El oro como respuesta defensiva
Depositar la confianza en el oro para el ahorro personal no es mucho más seguro que comprar el equivalente en trigo
La subida del precio del oro suele estar relacionada con dos parámetros decisivos. El primero es el bono estadounidense a 10 años y la relación es inversa: sube uno baja el otro. El segundo parámetro, menos nítido y más difícil de aprehender, es la percepción de tienen los mercados (inversores, agentes intermediarios) de la probabilidad de crisis a corto plazo. Cuando la probabilidad sube, la cotización del oro también lo hace. El lingote de otro no puede desprenderse del todo de esa descripción, tan cómoda como imprecisa, de valor refugio. En realidad, nadie sabe dónde está la frontera aproximada a partir de la cual los inversores empiezan a olvidarse de activos convencionales y empiezan a pensar en el oro como supuesto refugio.
Depositar la confianza en el oro para el ahorro personal no es mucho más seguro que comprar el equivalente en trigo, petróleo o seda cruda. Hay en favor del oro una cuestión que podría definirse como estadística: puesto que muchas personas le conceden el plusvalor de refugio, la probabilidad de desplome en un momento concreto de una crisis es menor que el de cualquier otro metal o activo. Pero cuando desaparece la percepción de crisis, momento que rara vez el ahorrador privado detecta con exactitud, la pérdida se produce igualmente.
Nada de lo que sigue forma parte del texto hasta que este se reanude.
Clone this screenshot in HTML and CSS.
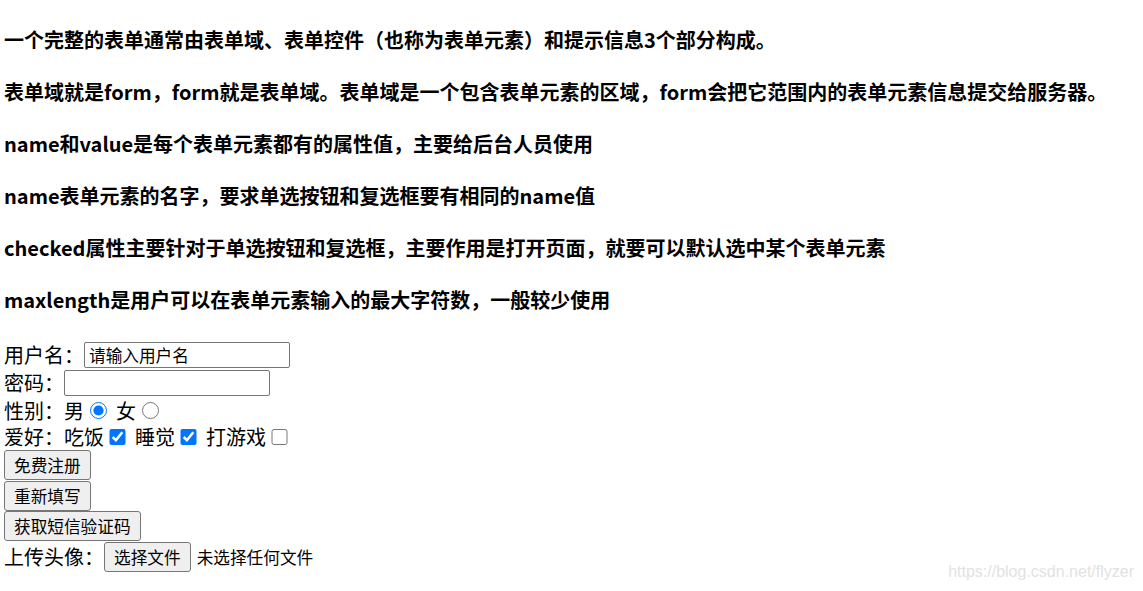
FILE: index.html
```html
<!DOCTYPE html>
<html lang="zh-CN">
<head>
<meta charset="utf-8">
<title>表单</title>
<link rel="stylesheet" href="styles.css">
</head>
<body>
<h4 class="note">一个完整的表单通常由表单域、表单控件（也称为表单元素）和提示信息3个部分构成。</h4>
<h4 class="note">表单域就是form，form就是表单域。表单域是一个包含表单元素的区域，form会把它范围内的表单元素信息提交给服务器。</h4>
<h4 class="note">name和value是每个表单元素都有的属性值，主要给后台人员使用</h4>
<h4 class="note">name表单元素的名字，要求单选按钮和复选框要有相同的name值</h4>
<h4 class="note">checked属性主要针对于单选按钮和复选框，主要作用是打开页面，就要可以默认选中某个表单元素</h4>
<h4 class="note">maxlength是用户可以在表单元素输入的最大字符数，一般较少使用</h4>
<form class="form">
  <div class="row row-input"><span>用户名：</span><input class="text" type="text" placeholder="请输入用户名"></div>
  <div class="row row-input"><span>密码：</span><input class="text" type="password"></div>
  <div class="row row-choice"><span>性别：男</span><input class="radio" type="radio" name="sex" checked><span class="after">女</span><input class="radio" type="radio" name="sex"></div>
  <div class="row row-choice2"><span>爱好：吃饭</span><input class="check" type="checkbox" checked><span class="after">睡觉</span><input class="check" type="checkbox" checked><span class="after">打游戏</span><input class="check" type="checkbox"></div>
  <div class="row row-btn"><button class="btn" type="button">免费注册</button></div>
  <div class="row row-btn"><button class="btn" type="button">重新填写</button></div>
  <div class="row row-btn"><button class="btn" type="button">获取短信验证码</button></div>
  <div class="row row-btn"><span>上传头像：</span><button class="btn" type="button">选择文件</button><span class="file-none">未选择任何文件</span></div>
</form>
<div class="watermark">https://blog.csdn.net/flyzer</div>
</body>
</html>
```
FILE: styles.css
```css
html, body {
  background: #ffffff;
}
body {
  margin: 0;
  padding: 1px 4px 0;
  font-family: "Noto Sans CJK SC", "Microsoft YaHei", sans-serif;
  font-size: 20px;
  color: #000;
}
.note {
  margin: 26.4px 0;
  font-size: 20px;
  line-height: 25.6px;
  font-weight: bold;
  white-space: nowrap;
}
.form {
  margin: 0;
  padding-top: 1.8px;
}
.row {
  display: flex;
  align-items: center;
  line-height: 26px;
  white-space: nowrap;
}
.row-input { height: 28px; }
.row-choice { height: 27px; }
.row-choice2 { height: 26px; }
.row-btn { height: 30.5px; align-items: flex-start; }
.row-btn span { line-height: 30px; }
.text {
  box-sizing: border-box;
  width: 206px;
  height: 26px;
  margin: 0;
  padding: 1px 4px;
  border: 1px solid #767676;
  border-radius: 2px;
  font-family: "Noto Sans CJK SC", "Microsoft YaHei", sans-serif;
  font-size: 16.67px;
  line-height: 22px;
}
.text::placeholder {
  color: #000;
}
.radio {
  width: 16.5px;
  height: 16.5px;
  margin: 0 3.5px 0 6px;
  accent-color: #0075ff;
}
.check {
  width: 16.5px;
  height: 16.5px;
  margin: 0 3.5px 0 5px;
  accent-color: #0075ff;
}
.after {
  margin-left: 6px;
}
.btn {
  box-sizing: border-box;
  height: 30px;
  margin: 0;
  padding: 0 9px;
  border: 1px solid #767676;
  border-radius: 3px;
  background: #efefef;
  color: #000;
  font-family: "Noto Sans CJK SC", "Microsoft YaHei", sans-serif;
  font-size: 16.67px;
  line-height: 28px;
}
.file-none {
  margin-left: 6px;
  font-size: 16.67px;
}
.watermark {
  position: absolute;
  right: 9px;
  top: 563px;
  font-family: "Liberation Sans", Arial, sans-serif;
  font-size: 16px;
  color: #e2e2e2;
}
```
En todo caso, las oscilaciones en el precio del oro indican un aumento de la volatilidad asociado al crecimiento del recelo sobre su seguridad.
Nunca está de más insistir en que el oro es una materia prima más y en que el repunto áureo se debe a la debilidad estructural de la economía mundial. Los economistas discuten sobre si la economía global atraviesa por una fase de estancamiento persistente antes de iniciar una nueva etapa de crecimiento o si, como sostienen los menos optimistas, la era en la que el empleo ya no garantiza el bienestar personal y familiar ha irrumpido para quedarse. Así, la principal consecuencia de la crisis habría sido el situar las rentas salariales en un estrato cuantitativa y cualitativamente más bajo, puesto que gran parte de los ingresos de una parte de las clases medias ha caído hasta el mismo borde de la pobreza. Por el momento, el fenómeno del empobrecimiento apunta a convertirse en persistente. No sólo porque las tasas de crecimiento permanecen estancadas a efectos de mejoras sociales, sino porque cuesta mucho enderezar los patrones de crecimiento económico una vez que se han enquistado tras una recesión. Y en este caso el patrón universal, aunque muy acusado en algunos países como España, es empleo precario y rentas a la baja.
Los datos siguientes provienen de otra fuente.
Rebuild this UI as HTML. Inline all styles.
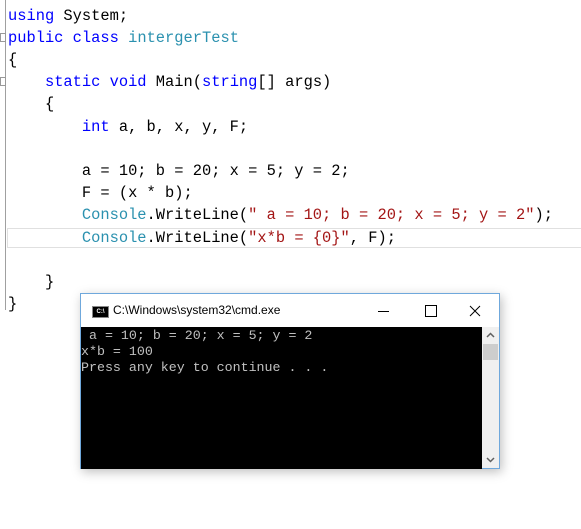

No deja de ser irónico que desde esta perspectiva uno de los daños colaterales más acusados sea la pérdida de utilidad de las estadísticas (también a efectos sociales) o, dicho de otra forma, la divergencia creciente entre la mejora económica agregada que pregonan (más crecimiento, menos paro) y la percepción que tienen los ciudadanos de rentas medias de su propia situación económica. Ya puede exhibir el Gobierno el triunfo de los grandes números que el asalariado y el inversor más consciente saben que los que hoy son decisivos son los pequeños números: desigualdad, caída global de rentas, desempleo persistente, empleo precario, inversión nula en mercados punta, baja productividad y perímetro de protección social que se contrae de forma persistente.
Esta percepción social, sea coyuntural o estructural, es coherente con el repunte del oro. Porque los núcleos de renta que ven como disminuyen sus expectativas a corto plazo tienden a buscar una sobreprotección para sus excedentes. La respuesta mimetiza la que se ha dado en otras recesiones; la cuestión ahora está en saber si será suficiente.